Olsen’s death in his home in NSW Southern Highlands closes the door on a generation of Australia’s great 20th-century landscape painters who straddled commercial sensibilities and fine art. Prime Minister Anthony Albanese acknowledged the nation’s loss, saying Olsen was a poet of the brush, “a truly great explorer and interpreter of the Australian landscape”.
Steven Alderton, director of Olsen’s alma mater, the National Art School, said the artist was a “poet of the Australian landscape, an author of our harbour, a storyteller of our country, and a lyricist of humanity”. “Forever and eternally an artist who shaped our stories,” he said.

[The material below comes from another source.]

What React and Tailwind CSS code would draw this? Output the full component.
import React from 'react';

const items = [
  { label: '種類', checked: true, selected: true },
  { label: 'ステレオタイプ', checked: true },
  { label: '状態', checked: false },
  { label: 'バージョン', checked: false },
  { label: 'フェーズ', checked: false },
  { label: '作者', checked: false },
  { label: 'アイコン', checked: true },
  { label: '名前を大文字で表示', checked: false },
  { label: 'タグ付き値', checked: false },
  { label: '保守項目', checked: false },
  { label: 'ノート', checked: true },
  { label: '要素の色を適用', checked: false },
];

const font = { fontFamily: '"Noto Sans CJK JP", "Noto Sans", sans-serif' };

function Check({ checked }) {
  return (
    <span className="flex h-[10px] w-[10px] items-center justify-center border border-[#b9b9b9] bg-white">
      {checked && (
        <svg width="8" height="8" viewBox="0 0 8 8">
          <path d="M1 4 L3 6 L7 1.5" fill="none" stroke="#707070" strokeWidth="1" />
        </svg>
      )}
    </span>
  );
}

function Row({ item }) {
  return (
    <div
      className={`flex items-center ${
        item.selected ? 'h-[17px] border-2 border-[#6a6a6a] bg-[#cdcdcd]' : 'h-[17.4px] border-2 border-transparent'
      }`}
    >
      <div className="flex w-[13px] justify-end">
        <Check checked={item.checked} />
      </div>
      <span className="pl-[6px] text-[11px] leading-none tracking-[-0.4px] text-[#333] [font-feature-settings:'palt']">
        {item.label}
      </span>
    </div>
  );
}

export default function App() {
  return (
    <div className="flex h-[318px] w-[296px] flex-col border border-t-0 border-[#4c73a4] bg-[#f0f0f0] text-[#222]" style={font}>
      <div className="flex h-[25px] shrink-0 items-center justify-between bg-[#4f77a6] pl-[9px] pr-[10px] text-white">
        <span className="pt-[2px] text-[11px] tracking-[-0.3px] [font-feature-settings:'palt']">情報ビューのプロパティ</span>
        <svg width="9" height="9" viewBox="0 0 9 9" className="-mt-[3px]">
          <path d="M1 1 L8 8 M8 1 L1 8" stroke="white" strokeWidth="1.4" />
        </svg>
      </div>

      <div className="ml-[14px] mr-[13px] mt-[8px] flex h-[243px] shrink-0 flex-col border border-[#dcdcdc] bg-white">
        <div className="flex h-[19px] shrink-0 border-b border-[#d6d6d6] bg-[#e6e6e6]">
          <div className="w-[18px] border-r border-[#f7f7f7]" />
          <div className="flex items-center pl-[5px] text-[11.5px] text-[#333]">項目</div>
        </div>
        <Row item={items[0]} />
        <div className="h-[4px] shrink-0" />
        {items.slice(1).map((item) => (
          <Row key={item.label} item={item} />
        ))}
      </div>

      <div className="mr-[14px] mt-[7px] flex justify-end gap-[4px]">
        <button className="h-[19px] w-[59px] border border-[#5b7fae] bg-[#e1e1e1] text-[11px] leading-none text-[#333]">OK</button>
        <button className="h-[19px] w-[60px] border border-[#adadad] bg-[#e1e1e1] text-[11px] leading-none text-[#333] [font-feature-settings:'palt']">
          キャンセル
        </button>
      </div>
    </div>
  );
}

”John was a believer, a true believer. He believed in you and I, and the peaks and troughs of the human condition. He said extraordinary art was made in the exalted highs – but also in the depths and fathoms of the unknown.
“He lived life and experienced all the highs and lows of it, imprinting his mark on the landscape like no other non-Indigenous artist has ever done, or ever will.”
Not only was Olsen a worthy successor to the likes of Arthur Streeton, Tom Roberts and Arthur Boyd, but he encouraged a new generation of painters including Luke Sciberras and Ben Quilty. NSW Arts minister John Graham acknowledged Olsen’s significant contribution to the arts as a teacher and mentor. “A prodigious work ethic meant he painted until his tenth decade, his energy and creativity undimmed by age,” he said.
Olsen’s legacy includes eight paintings that hang in the State Theatre foyers of the Arts Centre Melbourne, all based on famous operas.
To create these artworks, commissioned as the Theatres Building was being built, its chief executive, Karen Quinlan said Olsen had retreated into his studio with operatic recordings, listening to them over and over, totally absorbing himself in music and stories which he brought to life on canvas.
Commercial gallerist Michael Reid said the artist was one of Australia’s greatest art master bridge builders.
Olsen’s art “straddled the fine art divide between pure abstraction on one bank, and the traditional shore that is landscape and the figure on the other side”.
“As a rule of thumb, Australian modern and contemporary fine art collectors have tended to steer clear of purely abstract artworks, preferring to a large degree that paintings contain at least some figurative or landscape content,” Reid said.
“Through a combination of vibrant colour, free-flowing organic composition, and humorous depictions of the natural world the near-abstract art of John Olsen has for many collectors bridged the collecting gap.
“Olsen appeals to a broad art market, from those collectors who purchase pure abstraction to those collectors who purchase modern and contemporary figurative/landscape work.”
Barry Pearce, Emeritus Curator of Australian Art at the Art Gallery of NSW, said Olsen’s importance to the story of modern Australian art was monumental.
“What most people do not know is that Olsen was the most voracious reader of literature – poetry, novels, plays, biographies, histories – from Virgil, Shakespeare to Eliot, Joyce, Auden and Seamus Heaney and so on,” he said. “You name them, he read them.
“And his extraordinary power of retention, this essential love of reading, helped imbue his vision of the Australian landscape across an entire continent with a kind of mystical sense of immersion, a sense of belonging to the whole world beyond our own boundaries.
”As part of that, he had a generous appreciation of the collective Australian visual genius that preceded him, indigenous, non-indigenous – Streeton, Roberts, Rees, Nolan, Boyd, and many others – and became a sympathetic custodian of their legacies to which he added his own.”
Alderton curated John’s last exhibition, Goya’s Dog, with John and Tim Olsen, and said it was a joyful time. “He was telling stories of Australian art, writing art history as he spoke. Making new art as he spoke because that was an extension of his being.
“Ever a believer, he told me he was so happy with the National Art School and the future of art for artists who train there,” he said. “Life, art, laughter, poetry, Tim and Louise and their families, friends, good food, and an investment in the art of tomorrow. That was John.”